> **Goal of the exercise**:
Where a line holds the string "with", return that line.
········
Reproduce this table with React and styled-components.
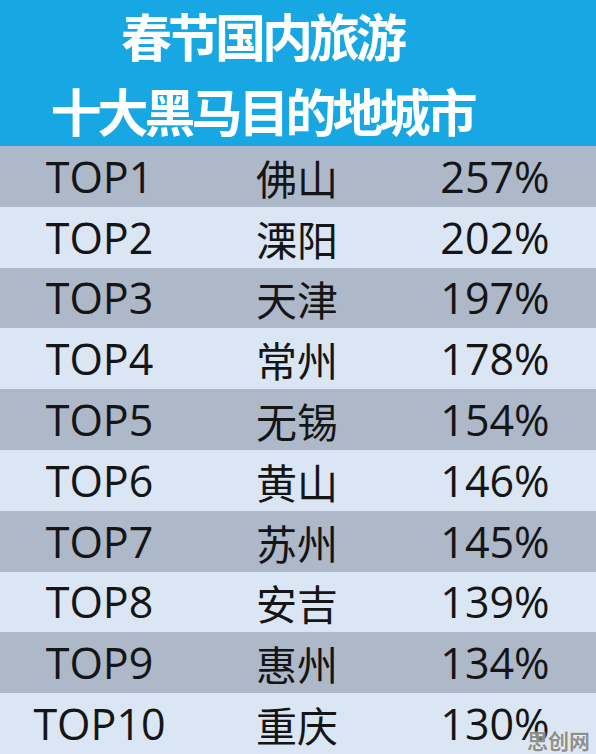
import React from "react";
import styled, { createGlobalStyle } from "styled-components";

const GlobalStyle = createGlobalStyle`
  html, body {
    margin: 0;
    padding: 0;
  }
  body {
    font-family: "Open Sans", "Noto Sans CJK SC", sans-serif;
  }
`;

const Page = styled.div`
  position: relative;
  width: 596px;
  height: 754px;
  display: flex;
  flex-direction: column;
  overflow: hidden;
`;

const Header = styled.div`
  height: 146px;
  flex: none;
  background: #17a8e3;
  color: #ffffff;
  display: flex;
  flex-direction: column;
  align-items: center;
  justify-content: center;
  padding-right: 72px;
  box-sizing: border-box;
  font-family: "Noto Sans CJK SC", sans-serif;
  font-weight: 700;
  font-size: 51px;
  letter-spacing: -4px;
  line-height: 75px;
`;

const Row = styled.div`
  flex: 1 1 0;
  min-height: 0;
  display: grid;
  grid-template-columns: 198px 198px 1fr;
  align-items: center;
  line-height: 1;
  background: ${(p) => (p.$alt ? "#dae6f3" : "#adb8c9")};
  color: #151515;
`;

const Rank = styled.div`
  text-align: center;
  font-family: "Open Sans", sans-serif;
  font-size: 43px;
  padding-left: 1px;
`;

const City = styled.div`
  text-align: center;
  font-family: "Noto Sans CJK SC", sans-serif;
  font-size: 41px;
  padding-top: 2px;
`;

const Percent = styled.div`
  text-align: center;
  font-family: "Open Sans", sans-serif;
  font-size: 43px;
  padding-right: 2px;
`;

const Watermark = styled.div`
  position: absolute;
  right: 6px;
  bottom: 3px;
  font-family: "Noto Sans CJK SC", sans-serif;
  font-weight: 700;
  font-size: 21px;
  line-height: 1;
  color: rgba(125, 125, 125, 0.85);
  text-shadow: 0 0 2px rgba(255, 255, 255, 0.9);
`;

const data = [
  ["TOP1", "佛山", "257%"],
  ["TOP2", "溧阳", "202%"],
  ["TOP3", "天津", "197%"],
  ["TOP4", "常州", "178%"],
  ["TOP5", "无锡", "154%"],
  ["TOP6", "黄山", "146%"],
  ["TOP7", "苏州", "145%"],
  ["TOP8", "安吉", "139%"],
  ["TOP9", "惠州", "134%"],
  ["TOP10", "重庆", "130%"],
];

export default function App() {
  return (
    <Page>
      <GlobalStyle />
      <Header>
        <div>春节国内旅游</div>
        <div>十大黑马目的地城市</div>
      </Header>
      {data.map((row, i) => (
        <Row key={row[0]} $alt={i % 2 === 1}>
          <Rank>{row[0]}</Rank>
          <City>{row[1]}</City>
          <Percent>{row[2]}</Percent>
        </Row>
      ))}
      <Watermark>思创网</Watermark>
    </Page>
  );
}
········
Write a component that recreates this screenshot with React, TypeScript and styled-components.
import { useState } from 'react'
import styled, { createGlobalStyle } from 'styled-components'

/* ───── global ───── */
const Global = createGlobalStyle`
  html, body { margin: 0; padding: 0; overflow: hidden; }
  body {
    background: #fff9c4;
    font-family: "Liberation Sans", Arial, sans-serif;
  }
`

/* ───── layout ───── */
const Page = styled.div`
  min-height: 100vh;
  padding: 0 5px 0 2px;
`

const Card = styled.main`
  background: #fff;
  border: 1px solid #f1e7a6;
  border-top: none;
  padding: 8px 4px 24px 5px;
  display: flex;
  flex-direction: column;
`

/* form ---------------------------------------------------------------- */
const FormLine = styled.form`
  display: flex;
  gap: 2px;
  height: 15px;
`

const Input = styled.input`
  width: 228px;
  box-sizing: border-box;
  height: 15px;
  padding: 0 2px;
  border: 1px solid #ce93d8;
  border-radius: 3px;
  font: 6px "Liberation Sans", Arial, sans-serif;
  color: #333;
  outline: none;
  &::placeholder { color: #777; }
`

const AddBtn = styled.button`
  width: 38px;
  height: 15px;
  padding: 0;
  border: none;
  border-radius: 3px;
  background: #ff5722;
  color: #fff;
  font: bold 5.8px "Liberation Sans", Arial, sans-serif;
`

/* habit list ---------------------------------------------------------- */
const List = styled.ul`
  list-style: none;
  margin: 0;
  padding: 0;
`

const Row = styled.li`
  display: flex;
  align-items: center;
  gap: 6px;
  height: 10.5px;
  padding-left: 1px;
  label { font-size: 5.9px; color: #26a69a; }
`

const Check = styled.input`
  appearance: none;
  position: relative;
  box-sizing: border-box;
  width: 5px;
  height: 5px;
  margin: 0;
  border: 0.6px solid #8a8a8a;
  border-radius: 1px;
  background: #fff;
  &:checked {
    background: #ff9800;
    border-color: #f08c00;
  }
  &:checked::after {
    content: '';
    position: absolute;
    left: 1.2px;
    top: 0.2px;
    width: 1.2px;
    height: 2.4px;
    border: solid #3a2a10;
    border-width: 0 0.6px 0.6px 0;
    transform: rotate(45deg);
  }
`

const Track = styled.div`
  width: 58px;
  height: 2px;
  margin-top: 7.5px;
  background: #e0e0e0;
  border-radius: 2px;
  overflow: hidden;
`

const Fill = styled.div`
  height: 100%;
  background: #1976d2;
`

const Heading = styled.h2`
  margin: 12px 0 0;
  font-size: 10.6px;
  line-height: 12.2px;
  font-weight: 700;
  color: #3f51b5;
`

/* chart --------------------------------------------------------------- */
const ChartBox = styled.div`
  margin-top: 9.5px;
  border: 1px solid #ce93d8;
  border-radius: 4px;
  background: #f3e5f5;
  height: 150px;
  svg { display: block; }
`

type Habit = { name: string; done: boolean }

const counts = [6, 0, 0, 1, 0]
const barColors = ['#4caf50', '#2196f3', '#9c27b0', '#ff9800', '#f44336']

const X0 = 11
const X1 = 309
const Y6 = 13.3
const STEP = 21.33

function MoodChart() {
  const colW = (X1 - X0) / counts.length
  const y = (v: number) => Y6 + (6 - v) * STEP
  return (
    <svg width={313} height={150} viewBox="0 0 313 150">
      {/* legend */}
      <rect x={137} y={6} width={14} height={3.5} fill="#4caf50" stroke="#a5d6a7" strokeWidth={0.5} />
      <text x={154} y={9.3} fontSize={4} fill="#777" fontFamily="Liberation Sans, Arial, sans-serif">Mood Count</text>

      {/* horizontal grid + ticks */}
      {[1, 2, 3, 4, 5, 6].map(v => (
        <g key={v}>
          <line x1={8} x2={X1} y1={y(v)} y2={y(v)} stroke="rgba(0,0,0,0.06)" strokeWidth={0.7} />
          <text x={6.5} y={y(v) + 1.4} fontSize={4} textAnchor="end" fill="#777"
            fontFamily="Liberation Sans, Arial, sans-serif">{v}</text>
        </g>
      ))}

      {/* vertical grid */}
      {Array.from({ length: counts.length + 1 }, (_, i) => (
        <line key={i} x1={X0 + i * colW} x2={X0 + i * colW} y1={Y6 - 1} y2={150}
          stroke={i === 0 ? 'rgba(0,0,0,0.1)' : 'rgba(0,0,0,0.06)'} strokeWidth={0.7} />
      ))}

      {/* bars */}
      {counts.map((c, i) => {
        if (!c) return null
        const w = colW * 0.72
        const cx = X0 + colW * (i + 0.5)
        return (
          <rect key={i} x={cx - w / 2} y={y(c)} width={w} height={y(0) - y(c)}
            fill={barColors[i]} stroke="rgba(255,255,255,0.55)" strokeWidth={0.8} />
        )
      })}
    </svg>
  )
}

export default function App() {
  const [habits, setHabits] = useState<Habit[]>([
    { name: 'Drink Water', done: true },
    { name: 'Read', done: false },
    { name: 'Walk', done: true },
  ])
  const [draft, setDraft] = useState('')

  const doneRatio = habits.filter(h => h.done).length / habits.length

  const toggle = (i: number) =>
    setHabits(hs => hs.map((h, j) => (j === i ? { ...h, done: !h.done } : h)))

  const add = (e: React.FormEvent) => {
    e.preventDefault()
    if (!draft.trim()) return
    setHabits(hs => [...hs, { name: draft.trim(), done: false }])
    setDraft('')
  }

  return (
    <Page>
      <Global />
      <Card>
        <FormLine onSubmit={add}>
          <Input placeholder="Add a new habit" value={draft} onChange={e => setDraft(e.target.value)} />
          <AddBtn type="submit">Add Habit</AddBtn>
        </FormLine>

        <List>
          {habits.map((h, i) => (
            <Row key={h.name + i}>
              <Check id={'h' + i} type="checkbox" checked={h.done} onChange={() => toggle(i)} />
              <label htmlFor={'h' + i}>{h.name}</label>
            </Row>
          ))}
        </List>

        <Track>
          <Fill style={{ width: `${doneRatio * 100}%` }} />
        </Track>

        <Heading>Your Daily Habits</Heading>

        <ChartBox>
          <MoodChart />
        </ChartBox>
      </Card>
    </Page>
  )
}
········
> **Solution to this problem**:
Reproduce this table with React and styled-components.
Write a component that recreates this screenshot with React, TypeScript and styled-components.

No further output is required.